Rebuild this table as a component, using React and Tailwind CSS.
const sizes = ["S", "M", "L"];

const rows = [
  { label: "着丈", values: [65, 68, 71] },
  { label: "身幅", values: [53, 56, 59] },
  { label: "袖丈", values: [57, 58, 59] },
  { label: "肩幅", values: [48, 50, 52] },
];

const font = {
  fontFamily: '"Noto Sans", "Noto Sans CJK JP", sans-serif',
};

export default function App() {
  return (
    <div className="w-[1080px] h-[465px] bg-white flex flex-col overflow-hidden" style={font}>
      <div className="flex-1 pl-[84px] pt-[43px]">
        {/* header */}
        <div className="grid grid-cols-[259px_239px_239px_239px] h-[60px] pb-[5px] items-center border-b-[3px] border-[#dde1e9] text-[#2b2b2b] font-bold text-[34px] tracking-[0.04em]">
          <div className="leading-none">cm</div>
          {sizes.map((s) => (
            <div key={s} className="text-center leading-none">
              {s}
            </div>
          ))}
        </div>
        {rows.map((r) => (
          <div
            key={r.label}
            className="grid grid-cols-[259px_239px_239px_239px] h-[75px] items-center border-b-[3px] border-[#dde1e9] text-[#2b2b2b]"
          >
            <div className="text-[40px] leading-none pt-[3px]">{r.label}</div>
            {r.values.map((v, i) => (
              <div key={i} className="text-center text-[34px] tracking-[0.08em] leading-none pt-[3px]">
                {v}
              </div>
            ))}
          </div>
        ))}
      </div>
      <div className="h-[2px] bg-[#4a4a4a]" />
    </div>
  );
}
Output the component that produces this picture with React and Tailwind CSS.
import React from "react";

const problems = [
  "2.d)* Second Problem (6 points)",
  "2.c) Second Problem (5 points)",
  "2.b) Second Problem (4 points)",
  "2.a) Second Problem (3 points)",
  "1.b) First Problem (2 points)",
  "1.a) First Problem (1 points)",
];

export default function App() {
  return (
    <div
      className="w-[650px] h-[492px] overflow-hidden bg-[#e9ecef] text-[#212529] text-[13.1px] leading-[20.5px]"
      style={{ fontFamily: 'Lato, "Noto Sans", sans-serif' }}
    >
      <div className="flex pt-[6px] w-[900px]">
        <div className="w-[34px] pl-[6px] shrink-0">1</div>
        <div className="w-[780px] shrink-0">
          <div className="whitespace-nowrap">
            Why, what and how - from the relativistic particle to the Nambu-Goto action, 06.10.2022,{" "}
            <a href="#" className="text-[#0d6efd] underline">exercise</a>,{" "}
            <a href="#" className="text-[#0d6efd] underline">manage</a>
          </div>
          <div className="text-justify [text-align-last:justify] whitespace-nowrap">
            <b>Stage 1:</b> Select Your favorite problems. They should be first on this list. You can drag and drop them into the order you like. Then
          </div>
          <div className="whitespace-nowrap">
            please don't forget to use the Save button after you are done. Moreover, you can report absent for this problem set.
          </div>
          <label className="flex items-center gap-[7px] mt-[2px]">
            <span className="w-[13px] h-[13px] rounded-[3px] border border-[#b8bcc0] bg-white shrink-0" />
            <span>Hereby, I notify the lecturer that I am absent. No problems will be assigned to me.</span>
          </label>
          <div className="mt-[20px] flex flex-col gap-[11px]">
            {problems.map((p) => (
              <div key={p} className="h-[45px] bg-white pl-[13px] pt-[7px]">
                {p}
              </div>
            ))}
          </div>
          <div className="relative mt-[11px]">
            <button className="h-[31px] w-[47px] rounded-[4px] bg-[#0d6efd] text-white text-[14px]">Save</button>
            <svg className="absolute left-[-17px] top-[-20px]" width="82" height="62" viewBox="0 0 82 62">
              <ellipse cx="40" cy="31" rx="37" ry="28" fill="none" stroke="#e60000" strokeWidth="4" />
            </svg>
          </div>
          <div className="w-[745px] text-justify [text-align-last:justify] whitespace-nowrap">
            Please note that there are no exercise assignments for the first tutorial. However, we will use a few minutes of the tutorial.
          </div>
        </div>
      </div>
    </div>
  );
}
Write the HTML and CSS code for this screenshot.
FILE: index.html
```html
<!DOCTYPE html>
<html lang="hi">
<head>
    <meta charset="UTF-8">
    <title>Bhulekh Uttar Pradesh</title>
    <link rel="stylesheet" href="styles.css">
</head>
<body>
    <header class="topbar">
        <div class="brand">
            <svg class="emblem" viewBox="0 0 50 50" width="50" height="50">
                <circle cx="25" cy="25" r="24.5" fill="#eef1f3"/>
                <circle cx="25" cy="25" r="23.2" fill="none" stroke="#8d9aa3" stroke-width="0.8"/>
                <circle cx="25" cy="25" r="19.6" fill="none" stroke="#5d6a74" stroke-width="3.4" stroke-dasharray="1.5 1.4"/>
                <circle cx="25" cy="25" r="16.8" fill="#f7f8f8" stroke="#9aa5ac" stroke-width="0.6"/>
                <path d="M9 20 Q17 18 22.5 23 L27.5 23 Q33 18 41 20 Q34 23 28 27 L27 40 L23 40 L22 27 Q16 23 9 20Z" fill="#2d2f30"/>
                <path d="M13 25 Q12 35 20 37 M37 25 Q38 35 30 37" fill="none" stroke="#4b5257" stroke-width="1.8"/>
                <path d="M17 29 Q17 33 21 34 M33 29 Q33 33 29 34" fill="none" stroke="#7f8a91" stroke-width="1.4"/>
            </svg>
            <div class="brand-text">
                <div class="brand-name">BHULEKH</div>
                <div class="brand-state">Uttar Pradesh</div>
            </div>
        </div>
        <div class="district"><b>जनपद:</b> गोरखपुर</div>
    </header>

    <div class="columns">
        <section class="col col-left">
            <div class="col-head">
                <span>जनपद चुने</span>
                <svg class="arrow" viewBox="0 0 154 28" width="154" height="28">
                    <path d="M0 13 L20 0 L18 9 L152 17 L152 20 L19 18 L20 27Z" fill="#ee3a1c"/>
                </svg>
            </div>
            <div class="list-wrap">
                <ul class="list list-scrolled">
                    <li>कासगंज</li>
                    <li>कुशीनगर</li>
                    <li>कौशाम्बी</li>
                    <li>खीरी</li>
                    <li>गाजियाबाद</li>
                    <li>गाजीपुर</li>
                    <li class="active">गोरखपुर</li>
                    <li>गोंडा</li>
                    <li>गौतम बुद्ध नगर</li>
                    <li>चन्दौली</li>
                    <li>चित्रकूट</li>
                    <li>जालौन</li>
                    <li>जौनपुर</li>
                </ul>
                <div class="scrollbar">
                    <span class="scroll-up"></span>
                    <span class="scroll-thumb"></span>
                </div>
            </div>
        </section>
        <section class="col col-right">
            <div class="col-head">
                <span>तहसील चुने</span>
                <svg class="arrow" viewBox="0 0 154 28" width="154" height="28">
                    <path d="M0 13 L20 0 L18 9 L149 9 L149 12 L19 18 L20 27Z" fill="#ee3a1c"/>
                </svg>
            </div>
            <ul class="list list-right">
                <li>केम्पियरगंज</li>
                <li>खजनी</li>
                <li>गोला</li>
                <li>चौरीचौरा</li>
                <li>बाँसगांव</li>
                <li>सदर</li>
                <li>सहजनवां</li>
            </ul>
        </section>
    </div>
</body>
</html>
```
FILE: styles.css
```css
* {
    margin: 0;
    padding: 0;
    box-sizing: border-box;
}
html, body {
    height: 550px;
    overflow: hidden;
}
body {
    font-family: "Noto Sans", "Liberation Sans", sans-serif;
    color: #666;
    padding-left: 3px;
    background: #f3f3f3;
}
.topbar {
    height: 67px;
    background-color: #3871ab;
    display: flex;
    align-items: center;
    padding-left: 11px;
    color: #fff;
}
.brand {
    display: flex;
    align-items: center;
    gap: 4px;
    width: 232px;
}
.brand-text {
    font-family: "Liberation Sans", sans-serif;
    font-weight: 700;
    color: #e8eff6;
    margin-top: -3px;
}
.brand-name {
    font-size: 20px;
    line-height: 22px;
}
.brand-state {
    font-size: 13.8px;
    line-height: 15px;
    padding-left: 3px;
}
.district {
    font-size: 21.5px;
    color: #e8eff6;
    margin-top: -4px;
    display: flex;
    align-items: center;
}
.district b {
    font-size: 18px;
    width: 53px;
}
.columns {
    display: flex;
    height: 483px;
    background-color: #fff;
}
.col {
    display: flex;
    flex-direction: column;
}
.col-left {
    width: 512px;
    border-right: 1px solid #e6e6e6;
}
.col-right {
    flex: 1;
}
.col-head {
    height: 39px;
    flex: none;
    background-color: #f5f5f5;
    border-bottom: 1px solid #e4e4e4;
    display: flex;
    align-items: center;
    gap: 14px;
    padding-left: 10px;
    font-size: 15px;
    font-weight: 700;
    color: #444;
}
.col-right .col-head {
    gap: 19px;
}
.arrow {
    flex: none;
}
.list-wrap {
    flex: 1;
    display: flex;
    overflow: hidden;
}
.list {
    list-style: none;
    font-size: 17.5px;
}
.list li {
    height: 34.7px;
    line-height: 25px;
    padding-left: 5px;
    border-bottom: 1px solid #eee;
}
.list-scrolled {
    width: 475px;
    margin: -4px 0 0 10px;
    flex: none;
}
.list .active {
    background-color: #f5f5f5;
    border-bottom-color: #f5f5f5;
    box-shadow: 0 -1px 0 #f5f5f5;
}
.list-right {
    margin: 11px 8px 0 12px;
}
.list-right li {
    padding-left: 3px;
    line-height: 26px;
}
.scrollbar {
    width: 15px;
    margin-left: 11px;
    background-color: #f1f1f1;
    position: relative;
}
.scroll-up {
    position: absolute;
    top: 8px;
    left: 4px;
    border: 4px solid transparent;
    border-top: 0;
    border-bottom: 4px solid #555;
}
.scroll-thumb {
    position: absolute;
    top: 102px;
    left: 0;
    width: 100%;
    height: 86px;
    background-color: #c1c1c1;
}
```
┄┄┄┄┄┄┄┄┄┄
▶ _The problem_: Each line holding the word "that" counts once; report the total and nothing else.

▶ _Output for this exercise_: 3